_TASK GOAL_. Copy out all the data, word for word.

_DATA LINES_.
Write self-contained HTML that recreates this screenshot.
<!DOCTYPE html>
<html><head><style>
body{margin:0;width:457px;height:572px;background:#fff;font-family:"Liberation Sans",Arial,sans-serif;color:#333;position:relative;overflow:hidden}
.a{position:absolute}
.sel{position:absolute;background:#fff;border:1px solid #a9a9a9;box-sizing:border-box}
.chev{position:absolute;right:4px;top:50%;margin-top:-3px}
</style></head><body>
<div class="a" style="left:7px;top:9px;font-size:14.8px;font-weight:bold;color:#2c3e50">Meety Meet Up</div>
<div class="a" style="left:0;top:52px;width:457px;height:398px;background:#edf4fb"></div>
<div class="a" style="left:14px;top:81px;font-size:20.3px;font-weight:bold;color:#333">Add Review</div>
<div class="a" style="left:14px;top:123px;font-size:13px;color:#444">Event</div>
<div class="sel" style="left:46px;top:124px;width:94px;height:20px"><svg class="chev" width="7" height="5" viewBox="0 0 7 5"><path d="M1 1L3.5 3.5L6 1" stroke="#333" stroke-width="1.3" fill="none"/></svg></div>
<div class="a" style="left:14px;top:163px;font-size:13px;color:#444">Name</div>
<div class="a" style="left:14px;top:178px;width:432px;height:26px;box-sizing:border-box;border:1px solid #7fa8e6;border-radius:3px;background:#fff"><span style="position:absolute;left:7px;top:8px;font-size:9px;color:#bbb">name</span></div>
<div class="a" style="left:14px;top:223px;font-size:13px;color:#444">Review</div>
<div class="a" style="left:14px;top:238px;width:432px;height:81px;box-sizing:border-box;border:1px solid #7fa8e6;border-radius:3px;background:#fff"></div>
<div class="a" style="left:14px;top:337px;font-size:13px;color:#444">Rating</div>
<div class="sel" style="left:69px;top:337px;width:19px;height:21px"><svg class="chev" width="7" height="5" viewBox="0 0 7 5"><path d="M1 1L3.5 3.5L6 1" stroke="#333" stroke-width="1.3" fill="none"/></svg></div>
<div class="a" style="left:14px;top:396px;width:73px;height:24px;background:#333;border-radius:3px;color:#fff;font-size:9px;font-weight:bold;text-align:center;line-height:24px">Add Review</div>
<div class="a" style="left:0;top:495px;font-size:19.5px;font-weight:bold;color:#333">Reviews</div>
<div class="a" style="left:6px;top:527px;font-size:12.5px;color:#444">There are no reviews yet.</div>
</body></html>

_SOLUTION BELOW_.
Write self-contained HTML that recreates this screenshot.
<!DOCTYPE html>
<html><head><style>
body{margin:0;width:457px;height:572px;background:#fff;font-family:"Liberation Sans",Arial,sans-serif;color:#333;position:relative;overflow:hidden}
.a{position:absolute}
.sel{position:absolute;background:#fff;border:1px solid #a9a9a9;box-sizing:border-box}
.chev{position:absolute;right:4px;top:50%;margin-top:-3px}
</style></head><body>
<div class="a" style="left:7px;top:9px;font-size:14.8px;font-weight:bold;color:#2c3e50">Meety Meet Up</div>
<div class="a" style="left:0;top:52px;width:457px;height:398px;background:#edf4fb"></div>
<div class="a" style="left:14px;top:81px;font-size:20.3px;font-weight:bold;color:#333">Add Review</div>
<div class="a" style="left:14px;top:123px;font-size:13px;color:#444">Event</div>
<div class="sel" style="left:46px;top:124px;width:94px;height:20px"><svg class="chev" width="7" height="5" viewBox="0 0 7 5"><path d="M1 1L3.5 3.5L6 1" stroke="#333" stroke-width="1.3" fill="none"/></svg></div>
<div class="a" style="left:14px;top:163px;font-size:13px;color:#444">Name</div>
<div class="a" style="left:14px;top:178px;width:432px;height:26px;box-sizing:border-box;border:1px solid #7fa8e6;border-radius:3px;background:#fff"><span style="position:absolute;left:7px;top:8px;font-size:9px;color:#bbb">name</span></div>
<div class="a" style="left:14px;top:223px;font-size:13px;color:#444">Review</div>
<div class="a" style="left:14px;top:238px;width:432px;height:81px;box-sizing:border-box;border:1px solid #7fa8e6;border-radius:3px;background:#fff"></div>
<div class="a" style="left:14px;top:337px;font-size:13px;color:#444">Rating</div>
<div class="sel" style="left:69px;top:337px;width:19px;height:21px"><svg class="chev" width="7" height="5" viewBox="0 0 7 5"><path d="M1 1L3.5 3.5L6 1" stroke="#333" stroke-width="1.3" fill="none"/></svg></div>
<div class="a" style="left:14px;top:396px;width:73px;height:24px;background:#333;border-radius:3px;color:#fff;font-size:9px;font-weight:bold;text-align:center;line-height:24px">Add Review</div>
<div class="a" style="left:0;top:495px;font-size:19.5px;font-weight:bold;color:#333">Reviews</div>
<div class="a" style="left:6px;top:527px;font-size:12.5px;color:#444">There are no reviews yet.</div>
</body></html>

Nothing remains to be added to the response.